WRITTEN REQUEST: Exactly repeat the material, dropping every picture from the copy.

══════════

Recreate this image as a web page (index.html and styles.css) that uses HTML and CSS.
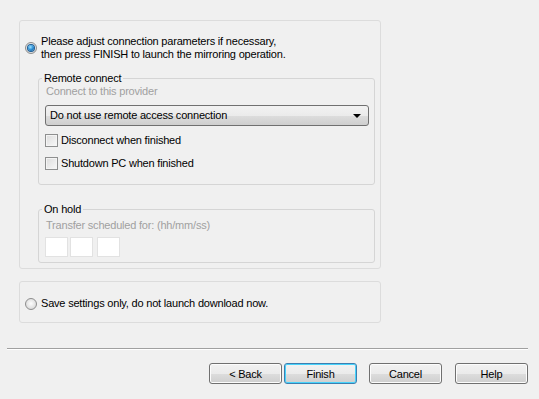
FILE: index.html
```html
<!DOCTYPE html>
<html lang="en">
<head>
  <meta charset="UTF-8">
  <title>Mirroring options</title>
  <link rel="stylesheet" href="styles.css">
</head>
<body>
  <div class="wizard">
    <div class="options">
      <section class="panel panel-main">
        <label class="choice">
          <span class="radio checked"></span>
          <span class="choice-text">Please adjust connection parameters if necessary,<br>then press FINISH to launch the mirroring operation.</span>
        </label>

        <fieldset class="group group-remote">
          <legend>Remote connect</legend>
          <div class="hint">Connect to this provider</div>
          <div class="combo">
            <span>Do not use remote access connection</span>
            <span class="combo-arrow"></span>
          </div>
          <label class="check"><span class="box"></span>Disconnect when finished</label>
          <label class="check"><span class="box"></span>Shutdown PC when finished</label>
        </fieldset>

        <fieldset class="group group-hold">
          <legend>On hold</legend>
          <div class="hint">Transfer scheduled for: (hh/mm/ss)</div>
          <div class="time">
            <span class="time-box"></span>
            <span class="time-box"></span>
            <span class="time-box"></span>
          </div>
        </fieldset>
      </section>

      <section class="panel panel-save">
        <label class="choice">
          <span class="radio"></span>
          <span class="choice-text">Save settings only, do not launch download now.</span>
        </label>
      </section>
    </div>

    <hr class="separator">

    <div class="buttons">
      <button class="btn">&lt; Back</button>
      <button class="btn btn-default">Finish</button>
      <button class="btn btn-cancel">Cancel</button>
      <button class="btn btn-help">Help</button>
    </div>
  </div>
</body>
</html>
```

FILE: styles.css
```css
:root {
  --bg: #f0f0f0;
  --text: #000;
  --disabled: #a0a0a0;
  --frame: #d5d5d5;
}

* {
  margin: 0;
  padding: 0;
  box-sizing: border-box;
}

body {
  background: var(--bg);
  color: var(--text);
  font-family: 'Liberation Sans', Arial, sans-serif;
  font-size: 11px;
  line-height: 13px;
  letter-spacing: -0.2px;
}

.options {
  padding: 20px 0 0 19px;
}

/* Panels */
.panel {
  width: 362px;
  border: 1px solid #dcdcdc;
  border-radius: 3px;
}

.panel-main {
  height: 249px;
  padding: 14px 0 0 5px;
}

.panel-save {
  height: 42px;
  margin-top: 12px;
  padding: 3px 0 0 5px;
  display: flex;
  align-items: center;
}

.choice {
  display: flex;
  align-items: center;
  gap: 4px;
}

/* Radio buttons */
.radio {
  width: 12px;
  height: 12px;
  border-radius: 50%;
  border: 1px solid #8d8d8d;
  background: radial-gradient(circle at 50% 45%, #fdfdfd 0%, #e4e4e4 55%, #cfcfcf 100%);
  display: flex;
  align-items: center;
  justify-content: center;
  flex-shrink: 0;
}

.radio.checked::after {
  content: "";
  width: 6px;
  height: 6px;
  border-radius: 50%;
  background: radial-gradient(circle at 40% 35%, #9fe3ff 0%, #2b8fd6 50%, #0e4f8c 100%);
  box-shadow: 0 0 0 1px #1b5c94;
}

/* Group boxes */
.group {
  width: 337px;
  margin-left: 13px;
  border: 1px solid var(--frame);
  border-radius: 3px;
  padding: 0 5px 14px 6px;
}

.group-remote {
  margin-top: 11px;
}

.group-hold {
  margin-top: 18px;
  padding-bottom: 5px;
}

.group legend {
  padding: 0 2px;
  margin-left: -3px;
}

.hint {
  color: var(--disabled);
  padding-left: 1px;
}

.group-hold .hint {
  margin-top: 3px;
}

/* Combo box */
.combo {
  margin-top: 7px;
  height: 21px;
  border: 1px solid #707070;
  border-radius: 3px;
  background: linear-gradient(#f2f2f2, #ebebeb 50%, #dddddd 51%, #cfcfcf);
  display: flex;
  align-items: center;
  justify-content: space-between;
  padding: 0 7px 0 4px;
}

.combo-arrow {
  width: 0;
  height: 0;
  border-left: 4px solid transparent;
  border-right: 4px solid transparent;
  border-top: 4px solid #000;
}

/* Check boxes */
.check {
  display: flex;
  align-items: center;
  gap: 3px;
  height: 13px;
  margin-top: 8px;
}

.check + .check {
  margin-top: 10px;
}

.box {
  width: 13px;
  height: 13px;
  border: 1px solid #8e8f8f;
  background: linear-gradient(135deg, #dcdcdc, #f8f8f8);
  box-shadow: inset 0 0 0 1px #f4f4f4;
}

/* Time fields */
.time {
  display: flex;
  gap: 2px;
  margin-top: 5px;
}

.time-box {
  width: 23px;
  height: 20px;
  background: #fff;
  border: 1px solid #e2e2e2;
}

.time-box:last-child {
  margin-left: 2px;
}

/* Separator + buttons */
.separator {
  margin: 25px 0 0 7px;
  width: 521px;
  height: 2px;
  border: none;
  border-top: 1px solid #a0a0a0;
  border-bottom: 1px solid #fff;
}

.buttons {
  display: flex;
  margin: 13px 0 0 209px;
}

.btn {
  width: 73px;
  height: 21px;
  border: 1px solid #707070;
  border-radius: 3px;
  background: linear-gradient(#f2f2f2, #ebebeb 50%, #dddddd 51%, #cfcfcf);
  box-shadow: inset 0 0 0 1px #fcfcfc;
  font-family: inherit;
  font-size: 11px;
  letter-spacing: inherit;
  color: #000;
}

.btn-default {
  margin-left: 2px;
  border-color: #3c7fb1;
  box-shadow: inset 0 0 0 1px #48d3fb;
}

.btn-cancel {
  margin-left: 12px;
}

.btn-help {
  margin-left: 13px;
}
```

══════════

ANSWER TO THIS EXERCISE:
Recreate this image as a web page (index.html and styles.css) that uses HTML and CSS.
FILE: index.html
```html
<!DOCTYPE html>
<html lang="en">
<head>
  <meta charset="UTF-8">
  <title>Mirroring options</title>
  <link rel="stylesheet" href="styles.css">
</head>
<body>
  <div class="wizard">
    <div class="options">
      <section class="panel panel-main">
        <label class="choice">
          <span class="radio checked"></span>
          <span class="choice-text">Please adjust connection parameters if necessary,<br>then press FINISH to launch the mirroring operation.</span>
        </label>

        <fieldset class="group group-remote">
          <legend>Remote connect</legend>
          <div class="hint">Connect to this provider</div>
          <div class="combo">
            <span>Do not use remote access connection</span>
            <span class="combo-arrow"></span>
          </div>
          <label class="check"><span class="box"></span>Disconnect when finished</label>
          <label class="check"><span class="box"></span>Shutdown PC when finished</label>
        </fieldset>

        <fieldset class="group group-hold">
          <legend>On hold</legend>
          <div class="hint">Transfer scheduled for: (hh/mm/ss)</div>
          <div class="time">
            <span class="time-box"></span>
            <span class="time-box"></span>
            <span class="time-box"></span>
          </div>
        </fieldset>
      </section>

      <section class="panel panel-save">
        <label class="choice">
          <span class="radio"></span>
          <span class="choice-text">Save settings only, do not launch download now.</span>
        </label>
      </section>
    </div>

    <hr class="separator">

    <div class="buttons">
      <button class="btn">&lt; Back</button>
      <button class="btn btn-default">Finish</button>
      <button class="btn btn-cancel">Cancel</button>
      <button class="btn btn-help">Help</button>
    </div>
  </div>
</body>
</html>
```

FILE: styles.css
```css
:root {
  --bg: #f0f0f0;
  --text: #000;
  --disabled: #a0a0a0;
  --frame: #d5d5d5;
}

* {
  margin: 0;
  padding: 0;
  box-sizing: border-box;
}

body {
  background: var(--bg);
  color: var(--text);
  font-family: 'Liberation Sans', Arial, sans-serif;
  font-size: 11px;
  line-height: 13px;
  letter-spacing: -0.2px;
}

.options {
  padding: 20px 0 0 19px;
}

/* Panels */
.panel {
  width: 362px;
  border: 1px solid #dcdcdc;
  border-radius: 3px;
}

.panel-main {
  height: 249px;
  padding: 14px 0 0 5px;
}

.panel-save {
  height: 42px;
  margin-top: 12px;
  padding: 3px 0 0 5px;
  display: flex;
  align-items: center;
}

.choice {
  display: flex;
  align-items: center;
  gap: 4px;
}

/* Radio buttons */
.radio {
  width: 12px;
  height: 12px;
  border-radius: 50%;
  border: 1px solid #8d8d8d;
  background: radial-gradient(circle at 50% 45%, #fdfdfd 0%, #e4e4e4 55%, #cfcfcf 100%);
  display: flex;
  align-items: center;
  justify-content: center;
  flex-shrink: 0;
}

.radio.checked::after {
  content: "";
  width: 6px;
  height: 6px;
  border-radius: 50%;
  background: radial-gradient(circle at 40% 35%, #9fe3ff 0%, #2b8fd6 50%, #0e4f8c 100%);
  box-shadow: 0 0 0 1px #1b5c94;
}

/* Group boxes */
.group {
  width: 337px;
  margin-left: 13px;
  border: 1px solid var(--frame);
  border-radius: 3px;
  padding: 0 5px 14px 6px;
}

.group-remote {
  margin-top: 11px;
}

.group-hold {
  margin-top: 18px;
  padding-bottom: 5px;
}

.group legend {
  padding: 0 2px;
  margin-left: -3px;
}

.hint {
  color: var(--disabled);
  padding-left: 1px;
}

.group-hold .hint {
  margin-top: 3px;
}

/* Combo box */
.combo {
  margin-top: 7px;
  height: 21px;
  border: 1px solid #707070;
  border-radius: 3px;
  background: linear-gradient(#f2f2f2, #ebebeb 50%, #dddddd 51%, #cfcfcf);
  display: flex;
  align-items: center;
  justify-content: space-between;
  padding: 0 7px 0 4px;
}

.combo-arrow {
  width: 0;
  height: 0;
  border-left: 4px solid transparent;
  border-right: 4px solid transparent;
  border-top: 4px solid #000;
}

/* Check boxes */
.check {
  display: flex;
  align-items: center;
  gap: 3px;
  height: 13px;
  margin-top: 8px;
}

.check + .check {
  margin-top: 10px;
}

.box {
  width: 13px;
  height: 13px;
  border: 1px solid #8e8f8f;
  background: linear-gradient(135deg, #dcdcdc, #f8f8f8);
  box-shadow: inset 0 0 0 1px #f4f4f4;
}

/* Time fields */
.time {
  display: flex;
  gap: 2px;
  margin-top: 5px;
}

.time-box {
  width: 23px;
  height: 20px;
  background: #fff;
  border: 1px solid #e2e2e2;
}

.time-box:last-child {
  margin-left: 2px;
}

/* Separator + buttons */
.separator {
  margin: 25px 0 0 7px;
  width: 521px;
  height: 2px;
  border: none;
  border-top: 1px solid #a0a0a0;
  border-bottom: 1px solid #fff;
}

.buttons {
  display: flex;
  margin: 13px 0 0 209px;
}

.btn {
  width: 73px;
  height: 21px;
  border: 1px solid #707070;
  border-radius: 3px;
  background: linear-gradient(#f2f2f2, #ebebeb 50%, #dddddd 51%, #cfcfcf);
  box-shadow: inset 0 0 0 1px #fcfcfc;
  font-family: inherit;
  font-size: 11px;
  letter-spacing: inherit;
  color: #000;
}

.btn-default {
  margin-left: 2px;
  border-color: #3c7fb1;
  box-shadow: inset 0 0 0 1px #48d3fb;
}

.btn-cancel {
  margin-left: 12px;
}

.btn-help {
  margin-left: 13px;
}
```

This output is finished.